One of the most powerful things you can do? Don’t show up with solutions. Show up with questions.

Instead of saying, “We need more documentation,” ask: “What would help us feel confident about the work we’re doing?”

Instead of saying, “You’re behind schedule,” ask: “What’s blocking you from making progress?”

These small shifts in language create big changes in behavior.

Frequently Asked Questions

What does a Scrum Master do in a team?

The Scrum Master enables the team by facilitating events, coaching for self-organization, removing impediments, and ensuring Scrum practices are followed. You don’t manage work—you serve the team to help them deliver value efficiently.

Scrum Master responsibilities beginners should know?

Beginners should focus on: facilitating Daily Scrums, supporting backlog refinement, helping the team reflect in retrospectives, removing impediments, and fostering psychological safety. The goal is to help the team grow—not to fix every problem.

Is the Scrum Master a manager?

No. The Scrum Master is not a manager. There is no authority over team members. Your role is to support the team’s self-organization and ensure Scrum principles are respected.

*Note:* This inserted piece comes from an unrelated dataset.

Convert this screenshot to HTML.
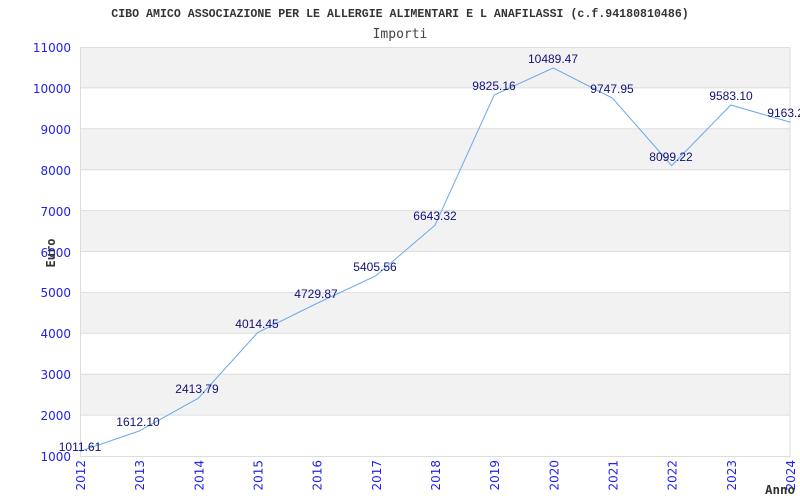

How is the Scrum Master different from the Product Owner?

The Product Owner focuses on value—defining what to build and why. The Scrum Master focuses on process—ensuring the team can build it efficiently and sustainably. They work together but have distinct responsibilities.

Can a Scrum Master be a developer or tester?

Yes, but only if the role is clearly defined and the individual dedicates time to coaching and facilitation. The Scrum Master must prioritize the team’s success over individual tasks. If they’re too focused on coding, they may miss key events and impediments.

What’s the most common mistake beginners make as Scrum Masters?

Trying to solve every problem. The Scrum Master’s job isn’t to fix things—it’s to help the team figure out how to solve them. Step back. Ask questions. Trust the team.